## WHAT IS EXPECTED
Give the entries back exactly, dropping each image.

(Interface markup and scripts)
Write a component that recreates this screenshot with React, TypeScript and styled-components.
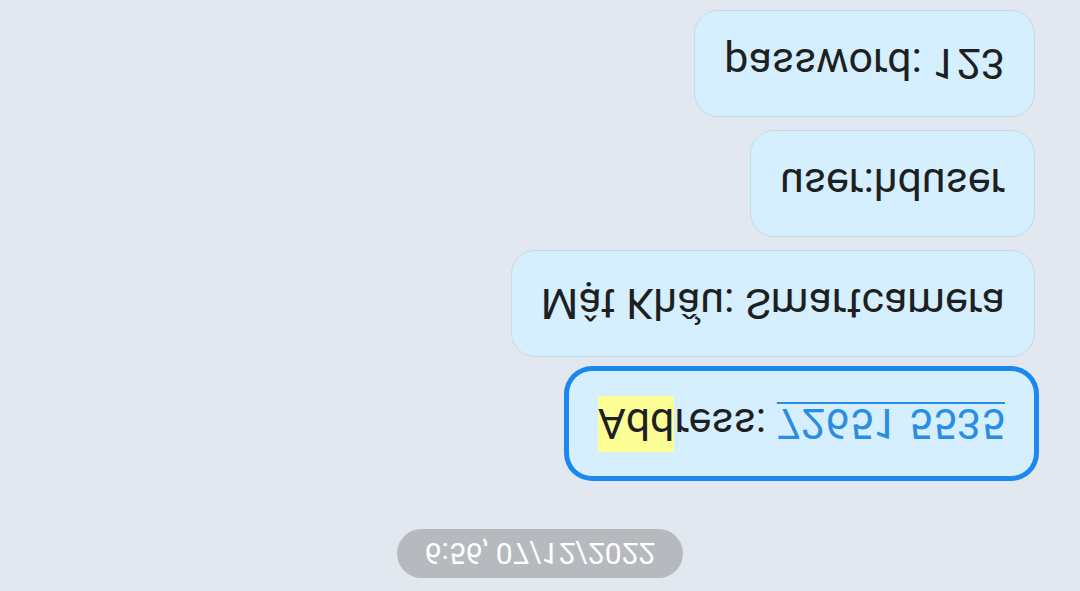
import React from "react";
import styled, { createGlobalStyle } from "styled-components";

const GlobalStyle = createGlobalStyle`
  html, body {
    margin: 0;
    padding: 0;
    background: #e2e8f0;
    overflow: hidden;
  }
  * { box-sizing: border-box; }
`;

const Screen = styled.div`
  width: 1080px;
  height: 591px;
  background: #e2e8f0;
  display: flex;
  flex-direction: column;
  align-items: center;
  padding: 13px 0 11px 0;
  transform: scaleY(-1);
  font-family: Roboto, "Noto Sans", "Liberation Sans", sans-serif;
`;

const Stamp = styled.div`
  height: 49px;
  padding: 0 28px;
  margin-bottom: 52px;
  border-radius: 25px;
  background: #b6babf;
  color: #ffffff;
  font-size: 30px;
  line-height: 49px;
  white-space: nowrap;
`;

const Thread = styled.div`
  align-self: stretch;
  display: flex;
  flex-direction: column;
  align-items: flex-end;
  gap: 13px;
  padding-right: 45px;
`;

const Bubble = styled.div<{ $selected?: boolean }>`
  background: #d5efff;
  border: 1px solid ${(p) => (p.$selected ? "#1a88ee" : "#c6dbe8")};
  border-radius: 24px;
  padding: 27px 29px;
  font-size: 43px;
  line-height: 51px;
  color: #1e1f21;
  white-space: nowrap;
  box-shadow: ${(p) => (p.$selected ? "0 0 0 4px #1a88ee" : "none")};
`;

const Mark = styled.span`
  background: #fdfd96;
  padding: 3px 0 3px;
`;

const Link = styled.span`
  color: #2a8de2;
  text-decoration: underline;
  text-decoration-thickness: 2px;
  text-underline-offset: 5px;
`;

export default function App() {
  return (
    <>
      <GlobalStyle />
      <Screen>
        <Stamp>6:56, 07/12/2022</Stamp>
        <Thread>
          <Bubble $selected>
            <Mark>Add</Mark>ress: <Link>72651 5535</Link>
          </Bubble>
          <Bubble>Mật Khẩu: Smartcamera</Bubble>
          <Bubble>user:hduser</Bubble>
          <Bubble>password: 123</Bubble>
        </Thread>
      </Screen>
    </>
  );
}
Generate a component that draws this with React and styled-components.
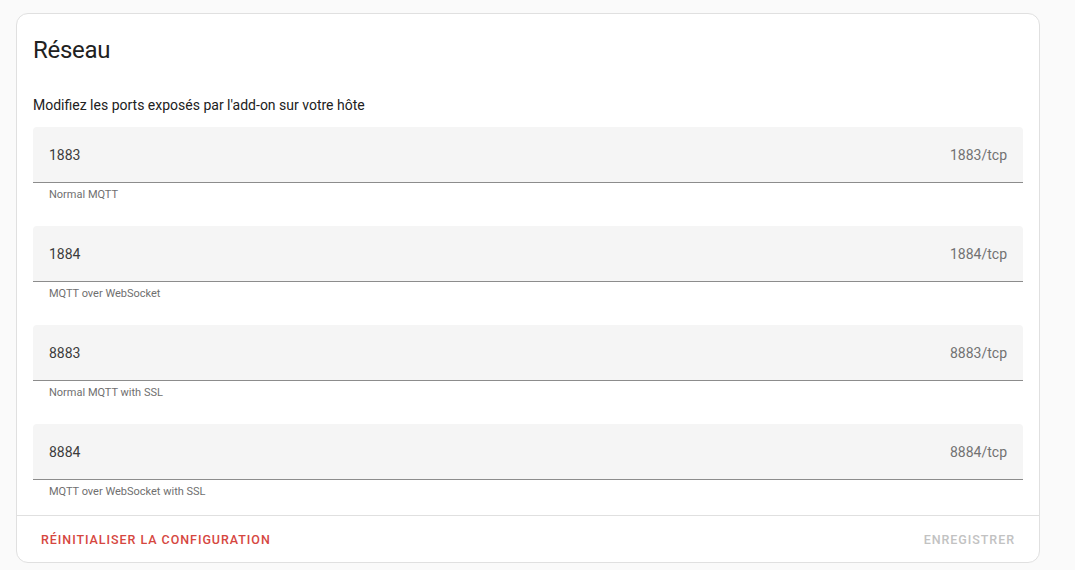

## SOLUTION
Write a component that recreates this screenshot with React, TypeScript and styled-components.
import React from "react";
import styled, { createGlobalStyle } from "styled-components";

const GlobalStyle = createGlobalStyle`
  html, body {
    margin: 0;
    padding: 0;
    background: #e2e8f0;
    overflow: hidden;
  }
  * { box-sizing: border-box; }
`;

const Screen = styled.div`
  width: 1080px;
  height: 591px;
  background: #e2e8f0;
  display: flex;
  flex-direction: column;
  align-items: center;
  padding: 13px 0 11px 0;
  transform: scaleY(-1);
  font-family: Roboto, "Noto Sans", "Liberation Sans", sans-serif;
`;

const Stamp = styled.div`
  height: 49px;
  padding: 0 28px;
  margin-bottom: 52px;
  border-radius: 25px;
  background: #b6babf;
  color: #ffffff;
  font-size: 30px;
  line-height: 49px;
  white-space: nowrap;
`;

const Thread = styled.div`
  align-self: stretch;
  display: flex;
  flex-direction: column;
  align-items: flex-end;
  gap: 13px;
  padding-right: 45px;
`;

const Bubble = styled.div<{ $selected?: boolean }>`
  background: #d5efff;
  border: 1px solid ${(p) => (p.$selected ? "#1a88ee" : "#c6dbe8")};
  border-radius: 24px;
  padding: 27px 29px;
  font-size: 43px;
  line-height: 51px;
  color: #1e1f21;
  white-space: nowrap;
  box-shadow: ${(p) => (p.$selected ? "0 0 0 4px #1a88ee" : "none")};
`;

const Mark = styled.span`
  background: #fdfd96;
  padding: 3px 0 3px;
`;

const Link = styled.span`
  color: #2a8de2;
  text-decoration: underline;
  text-decoration-thickness: 2px;
  text-underline-offset: 5px;
`;

export default function App() {
  return (
    <>
      <GlobalStyle />
      <Screen>
        <Stamp>6:56, 07/12/2022</Stamp>
        <Thread>
          <Bubble $selected>
            <Mark>Add</Mark>ress: <Link>72651 5535</Link>
          </Bubble>
          <Bubble>Mật Khẩu: Smartcamera</Bubble>
          <Bubble>user:hduser</Bubble>
          <Bubble>password: 123</Bubble>
        </Thread>
      </Screen>
    </>
  );
}
Generate a component that draws this with React and styled-components.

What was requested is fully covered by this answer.